_Stored rows_:
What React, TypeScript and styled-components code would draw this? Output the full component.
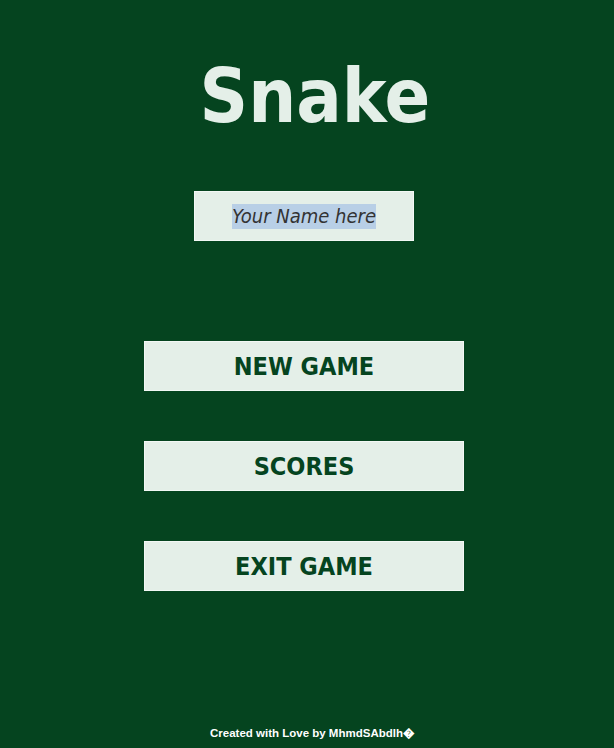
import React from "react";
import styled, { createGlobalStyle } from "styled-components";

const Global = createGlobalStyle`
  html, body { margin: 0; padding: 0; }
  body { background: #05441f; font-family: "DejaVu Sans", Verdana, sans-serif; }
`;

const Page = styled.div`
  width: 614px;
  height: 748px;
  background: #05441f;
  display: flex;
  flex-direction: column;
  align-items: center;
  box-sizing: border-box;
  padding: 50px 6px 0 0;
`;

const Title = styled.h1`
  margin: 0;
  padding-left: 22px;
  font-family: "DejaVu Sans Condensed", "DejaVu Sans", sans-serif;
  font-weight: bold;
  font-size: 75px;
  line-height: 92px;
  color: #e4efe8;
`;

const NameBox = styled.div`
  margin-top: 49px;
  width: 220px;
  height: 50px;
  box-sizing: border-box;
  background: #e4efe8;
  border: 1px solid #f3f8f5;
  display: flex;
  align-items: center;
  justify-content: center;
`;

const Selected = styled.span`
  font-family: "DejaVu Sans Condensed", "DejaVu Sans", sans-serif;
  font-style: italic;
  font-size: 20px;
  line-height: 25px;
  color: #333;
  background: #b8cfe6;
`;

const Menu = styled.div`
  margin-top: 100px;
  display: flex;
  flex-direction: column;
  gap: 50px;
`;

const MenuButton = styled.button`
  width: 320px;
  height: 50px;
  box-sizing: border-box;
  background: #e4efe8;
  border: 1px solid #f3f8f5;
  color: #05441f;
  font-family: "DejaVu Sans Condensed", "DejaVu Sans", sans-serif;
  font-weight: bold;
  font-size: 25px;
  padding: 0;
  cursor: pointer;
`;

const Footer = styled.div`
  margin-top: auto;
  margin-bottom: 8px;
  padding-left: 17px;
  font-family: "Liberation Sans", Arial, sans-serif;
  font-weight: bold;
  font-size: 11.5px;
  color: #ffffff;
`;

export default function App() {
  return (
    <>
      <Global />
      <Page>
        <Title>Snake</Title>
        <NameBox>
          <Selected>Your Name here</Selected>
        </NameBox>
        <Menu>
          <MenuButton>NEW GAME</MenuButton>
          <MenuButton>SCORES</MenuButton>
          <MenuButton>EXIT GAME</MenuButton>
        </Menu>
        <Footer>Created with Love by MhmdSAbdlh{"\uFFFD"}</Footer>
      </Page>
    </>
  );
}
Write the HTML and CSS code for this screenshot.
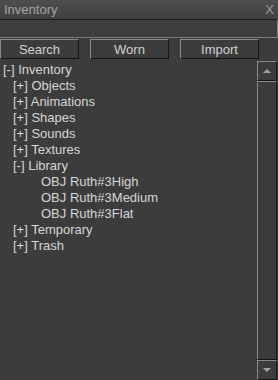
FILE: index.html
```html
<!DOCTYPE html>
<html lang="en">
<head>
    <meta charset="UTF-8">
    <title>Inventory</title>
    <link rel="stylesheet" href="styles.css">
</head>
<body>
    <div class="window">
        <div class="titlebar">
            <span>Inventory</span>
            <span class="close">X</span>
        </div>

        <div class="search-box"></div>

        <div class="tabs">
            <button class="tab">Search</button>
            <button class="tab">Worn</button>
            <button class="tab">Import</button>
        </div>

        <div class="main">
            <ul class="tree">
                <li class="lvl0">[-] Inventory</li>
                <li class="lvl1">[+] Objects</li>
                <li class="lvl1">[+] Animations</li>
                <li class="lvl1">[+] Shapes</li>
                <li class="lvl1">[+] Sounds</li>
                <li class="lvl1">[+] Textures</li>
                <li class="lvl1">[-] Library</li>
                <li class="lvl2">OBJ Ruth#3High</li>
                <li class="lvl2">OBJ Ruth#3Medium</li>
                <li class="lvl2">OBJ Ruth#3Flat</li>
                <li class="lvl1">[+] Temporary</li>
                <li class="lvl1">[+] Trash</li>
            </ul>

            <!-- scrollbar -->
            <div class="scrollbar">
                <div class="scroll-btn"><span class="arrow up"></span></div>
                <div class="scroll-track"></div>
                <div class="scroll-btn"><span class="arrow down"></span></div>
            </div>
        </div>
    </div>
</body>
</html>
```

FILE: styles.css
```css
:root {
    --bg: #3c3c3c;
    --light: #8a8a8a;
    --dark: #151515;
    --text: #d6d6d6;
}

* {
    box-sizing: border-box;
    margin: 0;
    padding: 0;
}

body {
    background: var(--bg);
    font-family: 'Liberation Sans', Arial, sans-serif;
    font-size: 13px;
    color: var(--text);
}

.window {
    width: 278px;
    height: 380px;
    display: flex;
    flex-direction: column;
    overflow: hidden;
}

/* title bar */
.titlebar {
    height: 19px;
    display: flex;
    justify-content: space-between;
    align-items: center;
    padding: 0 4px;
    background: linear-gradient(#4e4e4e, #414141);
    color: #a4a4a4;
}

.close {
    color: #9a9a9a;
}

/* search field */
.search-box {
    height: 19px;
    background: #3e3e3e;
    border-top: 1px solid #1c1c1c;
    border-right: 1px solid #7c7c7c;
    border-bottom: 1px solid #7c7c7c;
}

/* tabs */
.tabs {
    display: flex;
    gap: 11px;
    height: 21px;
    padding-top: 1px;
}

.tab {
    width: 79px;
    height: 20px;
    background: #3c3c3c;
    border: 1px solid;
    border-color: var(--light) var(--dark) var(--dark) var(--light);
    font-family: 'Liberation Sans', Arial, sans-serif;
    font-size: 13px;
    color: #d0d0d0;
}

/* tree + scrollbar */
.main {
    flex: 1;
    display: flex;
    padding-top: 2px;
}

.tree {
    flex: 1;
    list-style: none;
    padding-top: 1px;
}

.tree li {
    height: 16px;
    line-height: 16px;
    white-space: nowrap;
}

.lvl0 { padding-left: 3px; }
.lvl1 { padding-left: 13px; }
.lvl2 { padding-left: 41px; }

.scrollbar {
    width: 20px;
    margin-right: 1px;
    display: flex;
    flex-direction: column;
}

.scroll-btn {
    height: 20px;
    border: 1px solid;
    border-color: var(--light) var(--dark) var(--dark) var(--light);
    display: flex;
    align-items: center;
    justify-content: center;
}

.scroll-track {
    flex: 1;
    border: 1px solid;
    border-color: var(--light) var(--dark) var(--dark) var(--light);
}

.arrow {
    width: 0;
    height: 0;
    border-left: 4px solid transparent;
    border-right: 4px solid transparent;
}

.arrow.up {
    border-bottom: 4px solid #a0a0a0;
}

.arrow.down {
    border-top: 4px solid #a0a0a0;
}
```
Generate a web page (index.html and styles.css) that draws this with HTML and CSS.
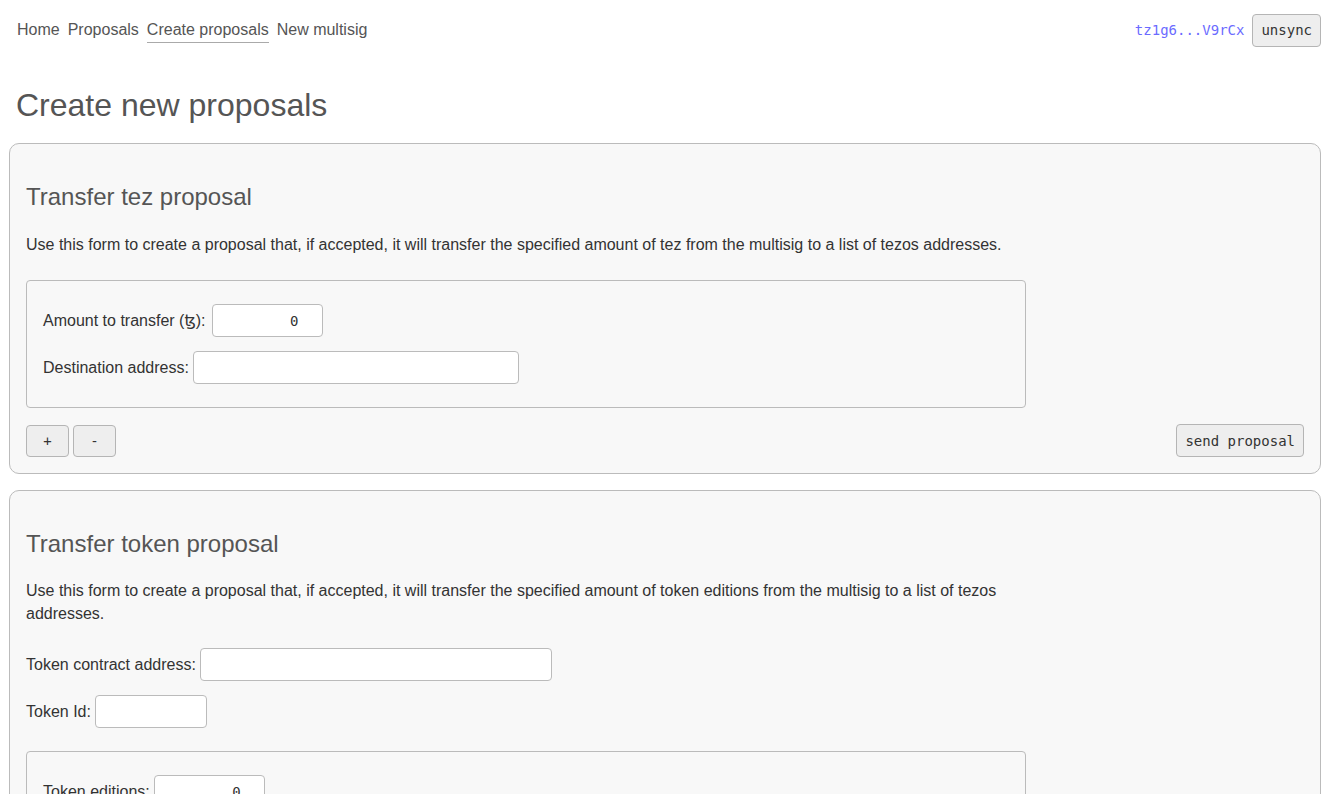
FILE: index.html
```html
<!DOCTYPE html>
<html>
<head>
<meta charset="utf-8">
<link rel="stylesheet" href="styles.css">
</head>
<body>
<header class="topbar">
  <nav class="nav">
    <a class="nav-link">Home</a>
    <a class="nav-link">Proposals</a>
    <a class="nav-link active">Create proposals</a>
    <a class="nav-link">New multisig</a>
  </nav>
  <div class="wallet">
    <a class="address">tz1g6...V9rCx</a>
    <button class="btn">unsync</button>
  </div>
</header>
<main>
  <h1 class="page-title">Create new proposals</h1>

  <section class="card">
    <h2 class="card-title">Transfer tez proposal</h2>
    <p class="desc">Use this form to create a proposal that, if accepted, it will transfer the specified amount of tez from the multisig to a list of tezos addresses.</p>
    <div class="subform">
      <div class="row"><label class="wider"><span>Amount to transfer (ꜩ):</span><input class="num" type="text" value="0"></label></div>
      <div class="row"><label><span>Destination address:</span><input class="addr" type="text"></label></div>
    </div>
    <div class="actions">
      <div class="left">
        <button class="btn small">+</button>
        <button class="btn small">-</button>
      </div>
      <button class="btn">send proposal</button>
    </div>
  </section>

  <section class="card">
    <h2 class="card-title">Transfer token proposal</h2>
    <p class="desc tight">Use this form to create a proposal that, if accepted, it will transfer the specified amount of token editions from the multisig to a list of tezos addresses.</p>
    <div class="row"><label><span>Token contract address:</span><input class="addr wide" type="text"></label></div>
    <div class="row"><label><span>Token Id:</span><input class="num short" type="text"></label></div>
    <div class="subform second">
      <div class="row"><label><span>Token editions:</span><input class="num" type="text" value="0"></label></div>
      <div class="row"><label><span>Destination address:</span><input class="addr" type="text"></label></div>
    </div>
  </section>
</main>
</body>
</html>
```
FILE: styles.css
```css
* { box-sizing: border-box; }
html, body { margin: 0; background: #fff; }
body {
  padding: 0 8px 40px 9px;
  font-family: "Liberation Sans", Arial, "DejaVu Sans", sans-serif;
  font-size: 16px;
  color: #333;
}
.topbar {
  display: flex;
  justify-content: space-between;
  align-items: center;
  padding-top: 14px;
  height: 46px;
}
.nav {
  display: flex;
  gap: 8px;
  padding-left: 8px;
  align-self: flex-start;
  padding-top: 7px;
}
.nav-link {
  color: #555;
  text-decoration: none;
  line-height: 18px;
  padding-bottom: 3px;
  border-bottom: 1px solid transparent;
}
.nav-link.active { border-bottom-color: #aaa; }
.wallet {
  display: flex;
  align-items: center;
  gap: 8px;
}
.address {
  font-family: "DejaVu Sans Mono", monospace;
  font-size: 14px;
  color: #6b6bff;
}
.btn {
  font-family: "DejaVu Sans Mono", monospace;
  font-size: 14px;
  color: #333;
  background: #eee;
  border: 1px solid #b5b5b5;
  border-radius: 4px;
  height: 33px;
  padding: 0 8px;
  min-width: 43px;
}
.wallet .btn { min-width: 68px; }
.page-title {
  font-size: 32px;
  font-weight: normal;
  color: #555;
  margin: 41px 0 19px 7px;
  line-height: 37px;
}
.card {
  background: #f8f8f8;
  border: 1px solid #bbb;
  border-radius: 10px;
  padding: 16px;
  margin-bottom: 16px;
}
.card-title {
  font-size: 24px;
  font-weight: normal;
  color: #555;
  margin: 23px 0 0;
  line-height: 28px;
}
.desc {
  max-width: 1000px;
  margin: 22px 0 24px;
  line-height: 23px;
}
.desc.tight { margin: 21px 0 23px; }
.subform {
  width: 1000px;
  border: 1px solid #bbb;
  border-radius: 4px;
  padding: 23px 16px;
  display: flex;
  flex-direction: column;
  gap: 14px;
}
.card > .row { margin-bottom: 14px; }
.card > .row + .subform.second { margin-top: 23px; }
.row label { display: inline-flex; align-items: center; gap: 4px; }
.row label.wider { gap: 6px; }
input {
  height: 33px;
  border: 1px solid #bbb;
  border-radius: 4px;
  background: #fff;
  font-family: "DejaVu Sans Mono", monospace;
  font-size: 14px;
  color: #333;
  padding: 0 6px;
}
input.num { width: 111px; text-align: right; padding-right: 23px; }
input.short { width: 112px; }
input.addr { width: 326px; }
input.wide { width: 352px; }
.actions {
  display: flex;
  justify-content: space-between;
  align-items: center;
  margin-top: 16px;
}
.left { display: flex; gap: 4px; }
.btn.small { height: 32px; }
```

_Directions_: Identify every line where the string "components" appears.

_Reply_:
What React, TypeScript and styled-components code would draw this? Output the full component.
import styled, { createGlobalStyle } from "styled-components";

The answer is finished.